#### SHORT PROBLEM
Find and return each line containing "this".

<<<<

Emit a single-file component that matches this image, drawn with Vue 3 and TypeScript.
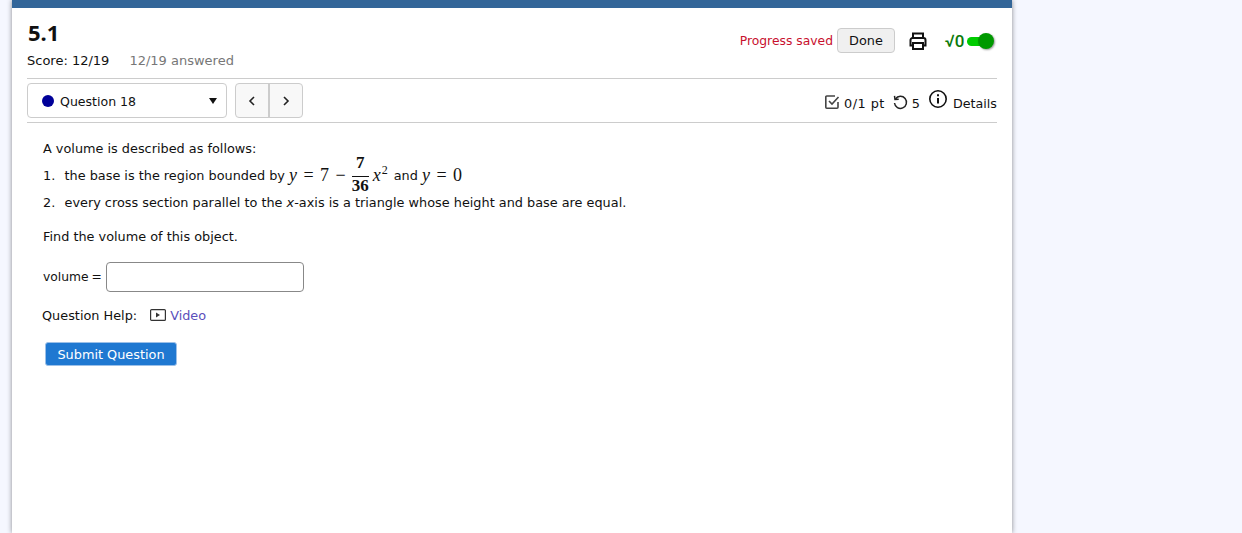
<script setup lang="ts">
const title: string = '5.1'
</script>

<template>
  <div class="page">
    <main class="card">
      <header class="head">
        <div class="head-left">
          <h1>{{ title }}</h1>
          <div class="score"><span>Score: 12/19</span><span class="answered">12/19 answered</span></div>
        </div>
        <div class="head-right">
          <span class="saved">Progress saved</span>
          <button class="done">Done</button>
          <svg class="printer" width="18" height="18" viewBox="1 1 18 18" fill="none" stroke="#111" stroke-width="2">
            <path d="M5 7V2.500h10V7" />
            <path d="M5 14.500H2.500V9a2 2 0 0 1 2-2h11a2 2 0 0 1 2 2v5.500H15" />
            <path d="M5 12h10v6H5z" />
          </svg>
          <span class="sqrt">√0</span>
          <span class="toggle"><i class="track"></i><i class="knob"></i></span>
        </div>
      </header>
      <nav class="nav">
        <div class="select"><i class="dot"></i><span class="qname">Question 18</span><i class="caret"></i></div>
        <div class="pager">
          <button class="pg"><svg width="8" height="12" viewBox="0 0 8 12" fill="none" stroke="#222" stroke-width="1.600"><path d="M6 2 2 6l4 4" /></svg></button>
          <button class="pg"><svg width="8" height="12" viewBox="0 0 8 12" fill="none" stroke="#222" stroke-width="1.600"><path d="m2 2 4 4-4 4" /></svg></button>
        </div>
        <div class="meta">
          <svg width="16" height="16" viewBox="0 0 16 16" fill="none" stroke="#444" stroke-width="1.600"><path d="M14 8v5.200a1 1 0 0 1-1 1H2.800a1 1 0 0 1-1-1V3a1 1 0 0 1 1-1H11" /><path d="m5 7 3 3 6.500-7" /></svg>
          <span class="pt">0/1 pt</span>
          <svg class="retry" width="16" height="16" viewBox="0 0 16 16" fill="none" stroke="#222" stroke-width="1.500"><path d="M3.500 5A6 6 0 1 1 2.500 9" /><path d="M2.500 1.800 3 5.500l3.700-.3" /></svg>
          <span class="tries">5</span>
          <svg class="info" width="20" height="20" viewBox="0 0 20 20" fill="none" stroke="#111" stroke-width="1.600"><circle cx="10" cy="10" r="8.200" /><path d="M10 9v5.500" stroke-width="2" /><path d="M10 5.200v2" stroke-width="2" /></svg>
          <span class="details">Details</span>
        </div>
      </nav>
      <section class="question">
        <p class="intro">A volume is described as follows:</p>
        <div class="item first">
          <span class="n">1.</span>
          <span>the base is the region bounded by</span>
          <span class="math"><i>y</i> = 7 −</span>
          <span class="frac"><span class="num">7</span><span class="den">36</span></span>
          <span class="math xsq"><i>x</i><sup>2</sup></span>
          <span>and</span>
          <span class="math"><i>y</i> = 0</span>
        </div>
        <div class="item second">
          <span class="n">2.</span>
          <span>every cross section parallel to the <em>x</em>-axis is a triangle whose height and base are equal.</span>
        </div>
        <p class="find">Find the volume of this object.</p>
        <div class="answer">
          <label for="vol">volume =</label>
          <input id="vol" type="text" />
        </div>
        <div class="help">
          <span>Question Help:</span>
          <svg width="16" height="12" viewBox="0 0 16 12" fill="none" stroke="#333" stroke-width="1.200"><rect x="0.600" y="0.600" width="14.800" height="10.800" rx="1" /><path d="M6 3.500v5l4-2.500z" fill="#333" stroke="none" /></svg>
          <a class="video">Video</a>
        </div>
        <button class="submit">Submit Question</button>
      </section>
    </main>
  </div>
</template>

<style>
html, body { margin: 0; background: #f5f7ff; }
</style>

<style scoped>
.page {
  height: 533px;
  overflow: hidden;
  padding-left: 12px;
  font-family: "DejaVu Sans", sans-serif;
  font-size: 12.850px;
  color: #111;
}
.card {
  box-sizing: border-box;
  width: 1000px;
  height: 533px;
  background: #fff;
  border-top: 8px solid #336699;
  padding: 0 15px;
  box-shadow: 0 0 5px rgba(0, 0, 0, 0.45);
}
.head { display: flex; justify-content: space-between; height: 70px; border-bottom: 1px solid #ccc; }
h1 { margin: 12px 0 0 1px; font-family: "Noto Sans", sans-serif; font-size: 22px; line-height: 24px; font-weight: 700; }
.score { margin-top: 9px; line-height: 16px; display: flex; gap: 20px; font-size: 13px; }
.answered { color: #777; }
.head-right { display: flex; align-items: center; height: 26px; margin-top: 19.500px; }
.saved { color: #c8102e; font-size: 12.350px; }
.done {
  margin-left: 4px;
  width: 58px;
  height: 25px;
  border: 1px solid #ccc;
  border-radius: 4px;
  background: #f0f0f0;
  font: inherit;
  color: #111;
  padding: 0;
}
.printer { margin-left: 14px; }
.sqrt { margin-left: 18px; width: 19px; color: #0a7a0a; font-family: "Roboto", sans-serif; font-size: 17px; font-weight: 500; white-space: nowrap; }
.toggle { position: relative; width: 28px; height: 18px; margin-left: 3px; margin-right: 2px; }
.track { position: absolute; left: 0; top: 5px; width: 24px; height: 9px; background: #00cc00; border-radius: 5px; }
.knob { position: absolute; right: 1px; top: 1px; width: 16px; height: 16px; border-radius: 50%; background: #009900; box-shadow: 1px 1px 2px rgba(0,0,0,.4); }
.nav { display: flex; align-items: center; height: 43px; border-bottom: 1px solid #ccc; }
.select {
  box-sizing: border-box;
  display: flex;
  align-items: center;
  width: 200px;
  height: 35px;
  border: 1px solid #ccc;
  border-radius: 4px;
  padding: 0 9px 0 14px;
}
.dot { width: 12px; height: 12px; border-radius: 50%; background: #000099; margin-right: 6px; }
.qname { flex: 1; font-size: 12.550px; padding-top: 1px; }
.caret { width: 0; height: 0; border-left: 4.500px solid transparent; border-right: 4.500px solid transparent; border-top: 6px solid #111; }
.pager { display: flex; margin-left: 8px; border: 1px solid #ccc; border-radius: 4px; height: 33px; background: #f8f8f8; }
.pg { width: 32px; padding: 0; border: 0; background: none; display: flex; align-items: center; justify-content: center; }
.pg + .pg { width: 34px; border-left: 2px solid #ccc; }
.meta { margin-left: auto; display: flex; align-items: center; padding-top: 5px; }
.meta svg { margin-top: -2px; }
.pt { margin-left: 4px; letter-spacing: 0.470px; }
.retry { margin-left: 7px; }
.tries { margin-left: 4px; }
.meta .info { margin-left: 8px; margin-right: 5px; margin-top: -8px; }
.details { font-size: 12.700px; }
.question { padding: 0 1px; }
.intro { margin: 18px 0 0 15px; line-height: 16px; }
.item { display: flex; align-items: center; margin-left: 15px; gap: 4px; white-space: pre; }
.n { width: 17.500px; }
.first { height: 38px; margin-top: -1px; }
.second { height: 16px; margin-top: 0; }
.math { font-family: "Liberation Serif", serif; font-size: 18px; word-spacing: 2px; }
.math i { font-style: italic; }
.math sup { font-size: 12px; line-height: 0; margin-left: 1px; margin-right: 2px; }
.frac { display: inline-flex; flex-direction: column; align-items: center; font-family: "Liberation Serif", serif; font-size: 17px; font-weight: 700; margin-left: 2px; }
.num { display: block; width: 100%; text-align: center; border-bottom: 1px solid #111; line-height: 16px; padding-bottom: 5px; }
.den { line-height: 18px; }
.find { margin: 19px 0 0 15px; line-height: 16px; }
.answer { display: flex; align-items: center; margin: 17px 0 0 15px; gap: 3px; }
label { width: 60px; font-size: 12.300px; white-space: nowrap; word-spacing: -1px; }
input { box-sizing: border-box; width: 198px; height: 30px; border: 1px solid #888; border-radius: 4px; padding: 0; }
.help { display: flex; align-items: center; margin: 15px 0 0 14px; height: 16px; }
.help svg { margin-left: 13px; margin-right: 4px; }
.video { color: #5b4fbb; }
.submit {
  display: block;
  margin: 19px 0 0 17px;
  width: 132px;
  height: 24px;
  padding: 0;
  border: 1px solid #9cc0e8;
  border-radius: 3px;
  background: #1f78d1;
  color: #fff;
  font: inherit;
}
</style>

>>>>

#### EXERCISE OUTPUT
Emit a single-file component that matches this image, drawn with Vue 3 and TypeScript.
        <p class="find">Find the volume of this object.</p>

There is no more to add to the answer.